A spokesperson for the Congressional Progressive Caucus did not immediately respond to a request for comment about Pelosi’s decision to delay consideration of proxy voting. A spokesperson for Rep. Alexandria Ocasio-Cortez (D-N.Y.), a CPC member who frequently bucks party leadership, declined to comment.
The postponed vote is the latest in a series of decisions Pelosi has made that have prompted public criticism from a host of progressive activists and groups that would normally be reluctant to speak up against her.
After the March relief bill, which created a $500-billion corporate bailout fund under the purview of Treasury Secretary Steve Mnuchin, a former hedge fund manager, Democratic leaders assured activists that the next bill would be far better for ordinary workers and their families.
Now the House is poised to vote on legislation the Senate passed that expands small business aid and allots money for testing, but excludes new aid for distressed city and state governments, more food aid for struggling households, the passage of universal voting by mail, rules barring creditors from confiscating relief checks, or a bailout for the Postal Service. Ocasio-Cortez, who represents neighborhoods in the New York City borough of Queens with some of the highest COVID-19 fatality rates in the country, said Monday that she planned to vote against the bill pending major changes.
“It is insulting to think that we can pass such a small amount of money in the context of not knowing when Congress is even going to reconvene ― and pass such a small amount of money, pat ourselves on the back, and then leave town again,” she declared.
A coalition of heads of major progressive organizations and thinks tanks, including the Center for Economic and Policy Research, the National Women’s Law Center and the Center for Popular Democracy, released a joint statement on Wednesday condemning the Senate bill.
“The legislation that just passed the Senate is a small, but wholly insufficient, step in the right direction,” they said. “As a result, many people, families, and communities will remain in dire straits.”
Even Bob Greenstein, the president of the center-left Center on Budget and Policy Priorities, which rarely breaks with Democratic leadership, said the bill “falls short even as an interim measure.”
Pelosi also rankled some progressives with her announcement Wednesday that she would stick with her selection of Rep.
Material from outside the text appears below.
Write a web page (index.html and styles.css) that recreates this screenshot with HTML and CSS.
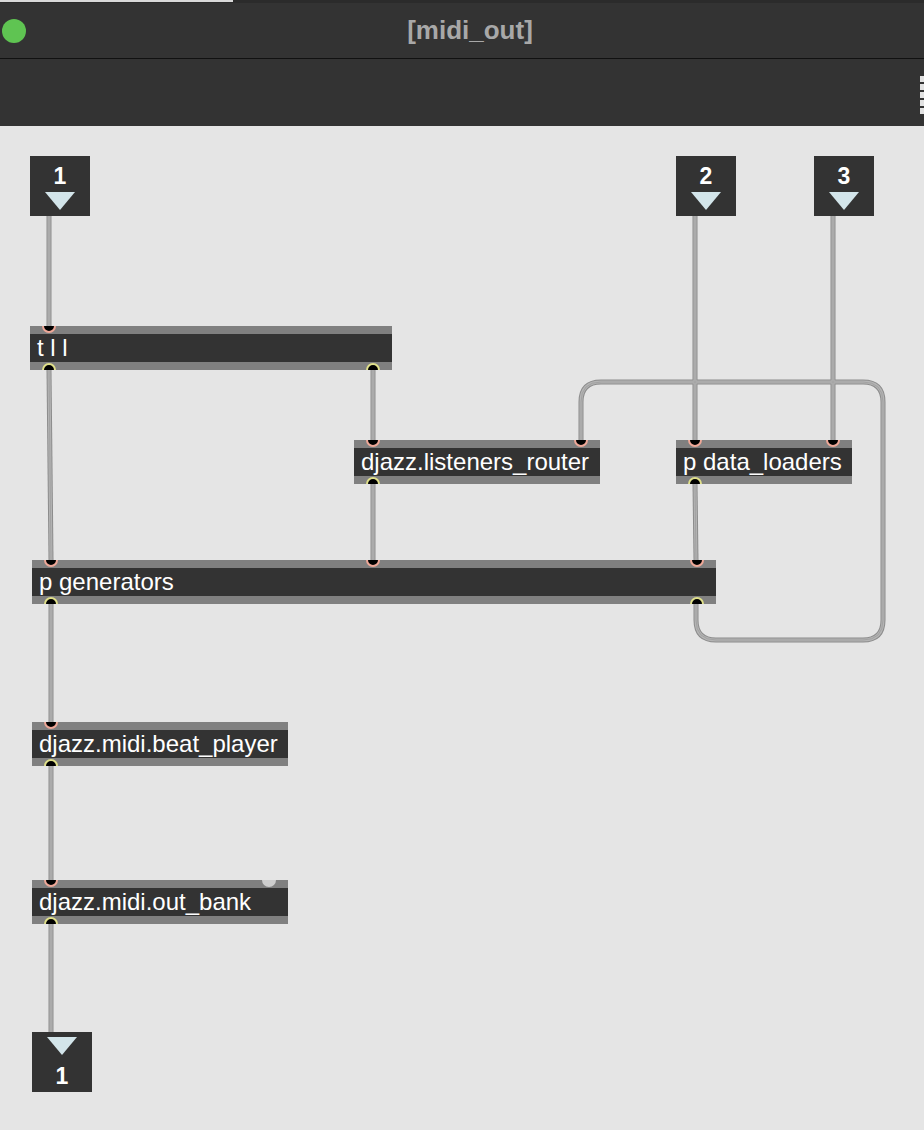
FILE: index.html
```html
<!DOCTYPE html>
<html lang="en">
<head>
    <meta charset="UTF-8">
    <meta name="viewport" content="width=device-width, initial-scale=1.0">
    <link rel="stylesheet" href="styles.css">
</head>
<body>
    <div class="window">
        <div class="topstrip"><div class="topstrip-tab"></div></div>

        <!-- Barre de titre -->
        <div class="titlebar">
            <span class="light"></span>
            <span class="title">[midi_out]</span>
        </div>

        <div class="toolbar">
            <div class="grip">
                <span></span><span></span><span></span><span></span><span></span>
            </div>
        </div>

        <!-- Patcher -->
        <div class="canvas">
            <svg class="cords" width="924" height="1004" viewBox="0 0 924 1004">
                <defs>
                    <g id="wires">
                        <path d="M49 90 L49 200"/>
                        <path d="M49 244 L51 434"/>
                        <path d="M373 244 L373 314"/>
                        <path d="M373 358 L373 434"/>
                        <path d="M695 90 L695 314"/>
                        <path d="M833 90 L833 314"/>
                        <path d="M695 358 L696 434"/>
                        <path d="M696 478 L696 494 Q696 514 716 514 L863 514 Q883 514 883 494 L883 276 Q883 256 863 256 L601 256 Q581 256 581 276 L581 314"/>
                        <path d="M51 478 L51 596"/>
                        <path d="M51 640 L51 754"/>
                        <path d="M51 798 L51 906"/>
                    </g>
                </defs>
                <use href="#wires" class="cord-edge"/>
                <use href="#wires" class="cord-fill"/>
                <use href="#wires" class="cord-core"/>
            </svg>

            <div class="io inlet in-1">
                <span class="io-num">1</span>
                <span class="io-arrow"></span>
            </div>
            <div class="io inlet in-2">
                <span class="io-num">2</span>
                <span class="io-arrow"></span>
            </div>
            <div class="io inlet in-3">
                <span class="io-num">3</span>
                <span class="io-arrow"></span>
            </div>

            <div class="obj n-tll">
                <span class="port in first"></span>
                <div class="label">t l l</div>
                <span class="port out first"></span>
                <span class="port out last"></span>
            </div>

            <div class="obj n-router">
                <span class="port in first"></span>
                <span class="port in last"></span>
                <div class="label">djazz.listeners_router</div>
                <span class="port out first"></span>
            </div>

            <div class="obj n-loaders">
                <span class="port in first"></span>
                <span class="port in last"></span>
                <div class="label">p data_loaders</div>
                <span class="port out first"></span>
            </div>

            <div class="obj n-gen">
                <span class="port in first"></span>
                <span class="port in mid"></span>
                <span class="port in last"></span>
                <div class="label">p generators</div>
                <span class="port out first"></span>
                <span class="port out last"></span>
            </div>

            <div class="obj n-beat">
                <span class="port in first"></span>
                <div class="label">djazz.midi.beat_player</div>
                <span class="port out first"></span>
            </div>

            <div class="obj n-bank">
                <span class="port in first"></span>
                <span class="port dim"></span>
                <div class="label">djazz.midi.out_bank</div>
                <span class="port out first"></span>
            </div>

            <div class="io outlet out-1">
                <span class="io-arrow"></span>
                <span class="io-num">1</span>
            </div>
        </div>
    </div>
</body>
</html>
```

FILE: styles.css
```css
/* Fenêtre du patcher */
body {
    margin: 0;
    background: #e5e5e5;
    font-family: "Liberation Sans", Arial, sans-serif;
}

.window {
    width: 924px;
    height: 1130px;
    overflow: hidden;
}

.topstrip {
    height: 3px;
    background: #2b2b2b;
}

.topstrip-tab {
    width: 233px;
    height: 2px;
    background: #d9d9d9;
}

.titlebar {
    height: 55px;
    background: #333333;
    border-bottom: 1px solid #111111;
    display: flex;
    align-items: center;
}

.light {
    width: 24px;
    height: 24px;
    border-radius: 50%;
    background: #5fc452;
    margin-left: 2px;
}

.title {
    flex: 1;
    text-align: center;
    padding-left: 16px;
    margin-right: 26px;
    color: #a8a8a8;
    font-weight: bold;
    font-size: 26px;
}

.toolbar {
    height: 67px;
    background: #333333;
    display: flex;
    justify-content: flex-end;
    align-items: center;
}

.grip {
    display: flex;
    flex-direction: column;
    gap: 2px;
    margin-top: 4px;
}

.grip span {
    width: 4px;
    height: 6px;
    background: #e2e2e2;
}

/* Zone de dessin */
.canvas {
    position: relative;
    height: 1004px;
}

.cords {
    position: absolute;
    left: 0;
    top: 0;
    fill: none;
}

.cord-edge {
    stroke: #8c8c8c;
    stroke-width: 5;
}

.cord-fill {
    stroke: #b4b4b4;
    stroke-width: 3;
}

.cord-core {
    stroke: #a2a2a2;
    stroke-width: 1;
}

/* Inlets / outlets du patcher */
.io {
    position: absolute;
    width: 60px;
    height: 60px;
    background: #333333;
    display: flex;
    flex-direction: column;
    align-items: center;
    color: #ffffff;
}

.io-num {
    font-weight: bold;
    font-size: 23px;
    line-height: 22px;
}

.io-arrow {
    width: 0;
    height: 0;
    border-left: 15px solid transparent;
    border-right: 15px solid transparent;
    border-top: 18px solid #d3e5ea;
}

.inlet .io-num { margin-top: 9px; }
.inlet .io-arrow { margin-top: 5px; }

.outlet .io-arrow { margin-top: 5px; }
.outlet .io-num { margin-top: 10px; }

.in-1 { left: 30px; top: 30px; }
.in-2 { left: 676px; top: 30px; }
.in-3 { left: 814px; top: 30px; }
.out-1 { left: 32px; top: 906px; }

/* Objets */
.obj {
    position: absolute;
    height: 44px;
    box-sizing: border-box;
    padding: 8px 0;
    background: #808080;
    overflow: hidden;
}

.obj .label {
    height: 28px;
    line-height: 27px;
    background: #333333;
    color: #ffffff;
    font-size: 24px;
    padding-left: 7px;
    white-space: nowrap;
}

.port {
    position: absolute;
    width: 14px;
    height: 14px;
    box-sizing: border-box;
    border-radius: 50%;
    background: #000000;
}

.port.in {
    top: -7px;
    border: 2px solid #efa898;
}

.port.out {
    bottom: -7px;
    border: 2px solid #e0e08a;
}

.port.first { left: 12px; }
.port.last { right: 12px; }
.port.mid { left: 334px; }

.port.dim {
    top: -7px;
    left: 230px;
    background: #cdcdcd;
}

.n-tll { left: 30px; top: 200px; width: 362px; }
.n-router { left: 354px; top: 314px; width: 246px; }
.n-loaders { left: 676px; top: 314px; width: 176px; }
.n-gen { left: 32px; top: 434px; width: 684px; }
.n-beat { left: 32px; top: 596px; width: 256px; }
.n-bank { left: 32px; top: 754px; width: 256px; }
```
Donna Shalala (D-Fla.) to serve on an oversight panel of the corporate bailout money.
Pelosi picked Shalala, an Education and Labor Committee member with little financial policymaking experience, over Rep. Katie Porter (D-Calif.), a consumer rights attorney and disciple of Sen. Elizabeth Warren (D-Mass.) who actively sought a post on the panel. Porter, a freshman member on the Financial Services Committee, has made a name for herself with her interrogation of financial executives and Trump administration officials.
Days later, it emerged that Shalala, who owns millions of dollars in corporate stocks, violated the law when she failed to disclose her sale of some stocks after assuming office in 2018.
Drew Hammill, a Pelosi spokesman, said Shalala’s apology for her actions had sufficed.
“Congresswoman Shalala has the speaker’s complete confidence,” he said.
Jeff Hauser, executive director of the Center for Economic and Policy Research’s Revolving Door Project, which monitors executive branch corruption, believes the week’s events have done irrevocable damage to Pelosi’s reputation as a shrewd tactician. (The Revolving Door Project and Demand Progress had called on Pelosi to encourage Shalala to withdraw.)
“For a long time, Pelosi has received the benefit of the doubt from rank-and-file progressives who don’t follow the ins and outs of D.C. and believe that she is genuinely as calculating and knife fighting as portrayed by Kate McKinnon on ‘Saturday Night Live,’” he said. “I think that myth ends this week with a set of defeats too big to overcome by tearing up paper.”